Granted, the current monetary value of those 100 million users is precisely zero to Facebook. This version doesn't even have ad space as of yet.
But, as eMarketer executive Clark Fredricksen told the New York Times , "In a lot of foreign markets, people think that the Internet is Facebook." Put another way, "In a lot of foreign markets, people do not think that the Internet is Google ( GOOG )," or Yahoo ( YHOO ), or any of the other companies that are scrambling to add users and attract advertisers outside the US and Europe.
The potential audience is not trivial. In India alone, 250 million phones are now sold every year.
Fittingly, the announcement of the 100 million milestone was made by Ran Makavy, "Growth Manager" of Facebook and a co-founder of Snaptu, the Israeli company that created the platform adapted for Facebook for Every Phone. Facebook bought the company in 2011, reportedly for about $70 million.
The marketing of Facebook in emerging nations has included deals with mobile operators for free or discounted data access for its customers - a key issue for many potential users. These deals notably include one with Nokia ( NOK ) for unlimited data-free Facebook access in Africa and India on its $99 Asha 501 phone.
Understanding the individual markets is key, not only for Facebook and its advertisers, but for the many mobile device manufacturers jostling for action in the emerging world.
The British newspaper The Independent looked into the Indian phone market and found a different world. The vital question for any mobile device shopper there, even above sticker price, is trade-in value. The 2G network is acceptable because it's the only affordable option. And the most coveted device is the jumbo seven-inch tablet with voice capabilities. Nobody thinks you look foolish with a giant plastic square plastered to your ear. Wise consumers in India do not buy multiple devices when one will do.
The fact is, there are plenty of consumers in the "first world" that could use a price break, too. That's why AT&T ( T ) has announced that it will offer a $99 no-contract deal in the US for another Nokia model, the Lumia 520.
The growth of the low-end mobile device may offer some consolation to investors mourning the end of the first wave of smartphone sales. There's a whole world out there that wants and needs a low-cost phone that is not a data hog.
Nobody can expect a fast payoff, though.
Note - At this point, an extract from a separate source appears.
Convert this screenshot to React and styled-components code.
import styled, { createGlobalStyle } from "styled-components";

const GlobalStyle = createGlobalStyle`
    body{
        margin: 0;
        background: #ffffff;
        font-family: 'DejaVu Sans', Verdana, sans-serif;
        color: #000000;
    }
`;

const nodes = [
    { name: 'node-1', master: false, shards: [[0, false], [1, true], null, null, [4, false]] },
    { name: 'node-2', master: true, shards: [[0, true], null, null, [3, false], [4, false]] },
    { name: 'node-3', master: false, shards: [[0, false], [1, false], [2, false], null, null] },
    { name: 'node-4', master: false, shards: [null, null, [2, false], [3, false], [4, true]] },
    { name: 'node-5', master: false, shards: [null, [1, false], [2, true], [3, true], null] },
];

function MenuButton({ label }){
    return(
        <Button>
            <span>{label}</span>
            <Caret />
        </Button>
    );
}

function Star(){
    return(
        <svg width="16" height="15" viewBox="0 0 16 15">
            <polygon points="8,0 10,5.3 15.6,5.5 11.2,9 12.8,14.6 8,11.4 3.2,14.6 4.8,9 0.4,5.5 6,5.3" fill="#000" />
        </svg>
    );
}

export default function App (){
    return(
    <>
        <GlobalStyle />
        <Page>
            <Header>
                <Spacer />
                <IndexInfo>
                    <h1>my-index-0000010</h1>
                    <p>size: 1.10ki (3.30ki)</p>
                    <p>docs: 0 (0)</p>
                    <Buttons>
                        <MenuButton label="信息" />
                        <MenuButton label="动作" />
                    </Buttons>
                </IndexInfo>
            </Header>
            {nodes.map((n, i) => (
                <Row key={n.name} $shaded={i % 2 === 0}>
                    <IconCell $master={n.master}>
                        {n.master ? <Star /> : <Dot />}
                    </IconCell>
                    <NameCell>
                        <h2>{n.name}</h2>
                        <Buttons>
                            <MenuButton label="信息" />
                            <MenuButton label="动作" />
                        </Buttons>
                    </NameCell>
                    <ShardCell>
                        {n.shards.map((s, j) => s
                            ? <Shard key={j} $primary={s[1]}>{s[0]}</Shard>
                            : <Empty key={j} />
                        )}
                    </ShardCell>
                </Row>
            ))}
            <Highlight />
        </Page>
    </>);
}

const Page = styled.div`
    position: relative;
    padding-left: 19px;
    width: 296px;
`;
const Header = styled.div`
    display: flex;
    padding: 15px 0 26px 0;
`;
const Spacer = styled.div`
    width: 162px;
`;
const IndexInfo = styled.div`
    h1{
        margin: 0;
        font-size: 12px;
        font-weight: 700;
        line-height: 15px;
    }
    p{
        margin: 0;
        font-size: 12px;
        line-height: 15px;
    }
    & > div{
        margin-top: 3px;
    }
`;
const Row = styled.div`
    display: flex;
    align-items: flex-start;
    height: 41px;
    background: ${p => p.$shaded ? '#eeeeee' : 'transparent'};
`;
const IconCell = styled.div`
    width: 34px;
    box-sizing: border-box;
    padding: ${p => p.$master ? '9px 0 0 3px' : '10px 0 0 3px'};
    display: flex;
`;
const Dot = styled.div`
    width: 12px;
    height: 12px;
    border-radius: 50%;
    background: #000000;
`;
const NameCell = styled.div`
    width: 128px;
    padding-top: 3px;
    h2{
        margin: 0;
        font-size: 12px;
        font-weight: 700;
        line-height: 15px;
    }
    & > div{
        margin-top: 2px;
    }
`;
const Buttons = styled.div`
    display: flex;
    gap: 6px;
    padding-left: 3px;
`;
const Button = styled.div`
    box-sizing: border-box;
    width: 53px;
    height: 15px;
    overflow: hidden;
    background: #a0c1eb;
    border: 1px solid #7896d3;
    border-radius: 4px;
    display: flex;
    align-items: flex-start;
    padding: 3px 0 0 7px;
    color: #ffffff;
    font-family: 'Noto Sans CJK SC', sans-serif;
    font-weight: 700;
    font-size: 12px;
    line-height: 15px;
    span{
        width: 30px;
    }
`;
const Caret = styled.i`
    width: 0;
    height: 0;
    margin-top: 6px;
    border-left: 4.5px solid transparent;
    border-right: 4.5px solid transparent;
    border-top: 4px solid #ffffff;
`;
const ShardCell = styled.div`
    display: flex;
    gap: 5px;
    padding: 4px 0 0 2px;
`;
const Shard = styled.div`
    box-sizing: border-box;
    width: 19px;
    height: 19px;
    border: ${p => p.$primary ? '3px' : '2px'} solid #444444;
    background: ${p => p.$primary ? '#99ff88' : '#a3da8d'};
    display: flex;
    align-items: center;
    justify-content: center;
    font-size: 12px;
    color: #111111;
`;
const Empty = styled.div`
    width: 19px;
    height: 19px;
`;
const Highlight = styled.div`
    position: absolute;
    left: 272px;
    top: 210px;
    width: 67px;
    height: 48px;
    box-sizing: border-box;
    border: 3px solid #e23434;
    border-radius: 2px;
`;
For Facebook, mobile advertising overall accounted for about 30% of ad revenue in the first quarter. Investors will be looking for that figure to creep up in the second quarter. But there are concerns that Europe's economic troubles will hamper international growth. And mobile advertising still isn't drawing the big bucks from advertisers.
For the quarter, analysts expect earnings of $.14 per share on revenue of $1.62 billion. The company does not provide quarterly guidance.